>> BEGIN Dataset extract

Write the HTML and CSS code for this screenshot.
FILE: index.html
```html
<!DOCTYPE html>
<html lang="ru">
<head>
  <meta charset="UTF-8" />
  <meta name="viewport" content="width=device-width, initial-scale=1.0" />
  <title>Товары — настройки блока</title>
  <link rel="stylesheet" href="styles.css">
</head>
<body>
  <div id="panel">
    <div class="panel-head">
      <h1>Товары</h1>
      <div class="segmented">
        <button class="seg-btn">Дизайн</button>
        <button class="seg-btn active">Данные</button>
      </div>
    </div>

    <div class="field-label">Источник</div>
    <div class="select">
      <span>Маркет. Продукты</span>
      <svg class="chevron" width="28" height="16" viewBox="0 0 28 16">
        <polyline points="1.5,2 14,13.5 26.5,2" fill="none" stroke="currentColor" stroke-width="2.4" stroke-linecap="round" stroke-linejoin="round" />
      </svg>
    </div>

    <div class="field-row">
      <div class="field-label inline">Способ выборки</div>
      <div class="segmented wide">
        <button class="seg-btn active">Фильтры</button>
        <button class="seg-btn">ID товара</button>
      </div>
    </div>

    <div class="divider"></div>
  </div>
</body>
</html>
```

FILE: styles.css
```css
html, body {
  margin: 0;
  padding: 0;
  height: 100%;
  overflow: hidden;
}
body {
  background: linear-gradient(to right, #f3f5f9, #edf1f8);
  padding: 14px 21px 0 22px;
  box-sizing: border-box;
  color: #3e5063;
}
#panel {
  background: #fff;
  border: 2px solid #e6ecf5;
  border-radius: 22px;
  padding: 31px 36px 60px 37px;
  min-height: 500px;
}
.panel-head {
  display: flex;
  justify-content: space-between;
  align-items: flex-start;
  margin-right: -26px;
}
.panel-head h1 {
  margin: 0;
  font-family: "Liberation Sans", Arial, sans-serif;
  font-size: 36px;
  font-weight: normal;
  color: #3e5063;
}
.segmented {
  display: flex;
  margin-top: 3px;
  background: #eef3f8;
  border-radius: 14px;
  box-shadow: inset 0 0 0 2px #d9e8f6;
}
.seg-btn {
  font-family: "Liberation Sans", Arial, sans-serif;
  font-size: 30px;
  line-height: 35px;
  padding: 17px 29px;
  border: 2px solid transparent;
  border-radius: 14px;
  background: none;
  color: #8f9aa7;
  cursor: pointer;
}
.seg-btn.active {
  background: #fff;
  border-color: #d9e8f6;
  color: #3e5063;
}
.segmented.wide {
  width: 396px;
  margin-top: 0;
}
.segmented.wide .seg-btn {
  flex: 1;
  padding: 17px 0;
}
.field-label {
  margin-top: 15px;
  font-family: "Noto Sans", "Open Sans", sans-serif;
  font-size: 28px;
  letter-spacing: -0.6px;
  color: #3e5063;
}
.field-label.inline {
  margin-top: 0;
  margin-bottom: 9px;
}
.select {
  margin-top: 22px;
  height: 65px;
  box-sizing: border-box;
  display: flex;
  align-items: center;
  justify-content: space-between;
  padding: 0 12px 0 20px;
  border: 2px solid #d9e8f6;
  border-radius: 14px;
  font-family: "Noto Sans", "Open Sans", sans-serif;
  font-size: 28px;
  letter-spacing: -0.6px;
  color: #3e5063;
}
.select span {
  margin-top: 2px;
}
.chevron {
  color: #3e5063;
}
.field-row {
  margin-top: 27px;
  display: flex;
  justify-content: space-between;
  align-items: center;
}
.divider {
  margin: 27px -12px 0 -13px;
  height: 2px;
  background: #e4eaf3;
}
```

>> END Dataset extract

• Task to carry out
Emit the full listing verbatim.

• Reply to the task
Write the HTML and CSS code for this screenshot.
FILE: index.html
```html
<!DOCTYPE html>
<html lang="ru">
<head>
  <meta charset="UTF-8" />
  <meta name="viewport" content="width=device-width, initial-scale=1.0" />
  <title>Товары — настройки блока</title>
  <link rel="stylesheet" href="styles.css">
</head>
<body>
  <div id="panel">
    <div class="panel-head">
      <h1>Товары</h1>
      <div class="segmented">
        <button class="seg-btn">Дизайн</button>
        <button class="seg-btn active">Данные</button>
      </div>
    </div>

    <div class="field-label">Источник</div>
    <div class="select">
      <span>Маркет. Продукты</span>
      <svg class="chevron" width="28" height="16" viewBox="0 0 28 16">
        <polyline points="1.5,2 14,13.5 26.5,2" fill="none" stroke="currentColor" stroke-width="2.4" stroke-linecap="round" stroke-linejoin="round" />
      </svg>
    </div>

    <div class="field-row">
      <div class="field-label inline">Способ выборки</div>
      <div class="segmented wide">
        <button class="seg-btn active">Фильтры</button>
        <button class="seg-btn">ID товара</button>
      </div>
    </div>

    <div class="divider"></div>
  </div>
</body>
</html>
```

FILE: styles.css
```css
html, body {
  margin: 0;
  padding: 0;
  height: 100%;
  overflow: hidden;
}
body {
  background: linear-gradient(to right, #f3f5f9, #edf1f8);
  padding: 14px 21px 0 22px;
  box-sizing: border-box;
  color: #3e5063;
}
#panel {
  background: #fff;
  border: 2px solid #e6ecf5;
  border-radius: 22px;
  padding: 31px 36px 60px 37px;
  min-height: 500px;
}
.panel-head {
  display: flex;
  justify-content: space-between;
  align-items: flex-start;
  margin-right: -26px;
}
.panel-head h1 {
  margin: 0;
  font-family: "Liberation Sans", Arial, sans-serif;
  font-size: 36px;
  font-weight: normal;
  color: #3e5063;
}
.segmented {
  display: flex;
  margin-top: 3px;
  background: #eef3f8;
  border-radius: 14px;
  box-shadow: inset 0 0 0 2px #d9e8f6;
}
.seg-btn {
  font-family: "Liberation Sans", Arial, sans-serif;
  font-size: 30px;
  line-height: 35px;
  padding: 17px 29px;
  border: 2px solid transparent;
  border-radius: 14px;
  background: none;
  color: #8f9aa7;
  cursor: pointer;
}
.seg-btn.active {
  background: #fff;
  border-color: #d9e8f6;
  color: #3e5063;
}
.segmented.wide {
  width: 396px;
  margin-top: 0;
}
.segmented.wide .seg-btn {
  flex: 1;
  padding: 17px 0;
}
.field-label {
  margin-top: 15px;
  font-family: "Noto Sans", "Open Sans", sans-serif;
  font-size: 28px;
  letter-spacing: -0.6px;
  color: #3e5063;
}
.field-label.inline {
  margin-top: 0;
  margin-bottom: 9px;
}
.select {
  margin-top: 22px;
  height: 65px;
  box-sizing: border-box;
  display: flex;
  align-items: center;
  justify-content: space-between;
  padding: 0 12px 0 20px;
  border: 2px solid #d9e8f6;
  border-radius: 14px;
  font-family: "Noto Sans", "Open Sans", sans-serif;
  font-size: 28px;
  letter-spacing: -0.6px;
  color: #3e5063;
}
.select span {
  margin-top: 2px;
}
.chevron {
  color: #3e5063;
}
.field-row {
  margin-top: 27px;
  display: flex;
  justify-content: space-between;
  align-items: center;
}
.divider {
  margin: 27px -12px 0 -13px;
  height: 2px;
  background: #e4eaf3;
}
```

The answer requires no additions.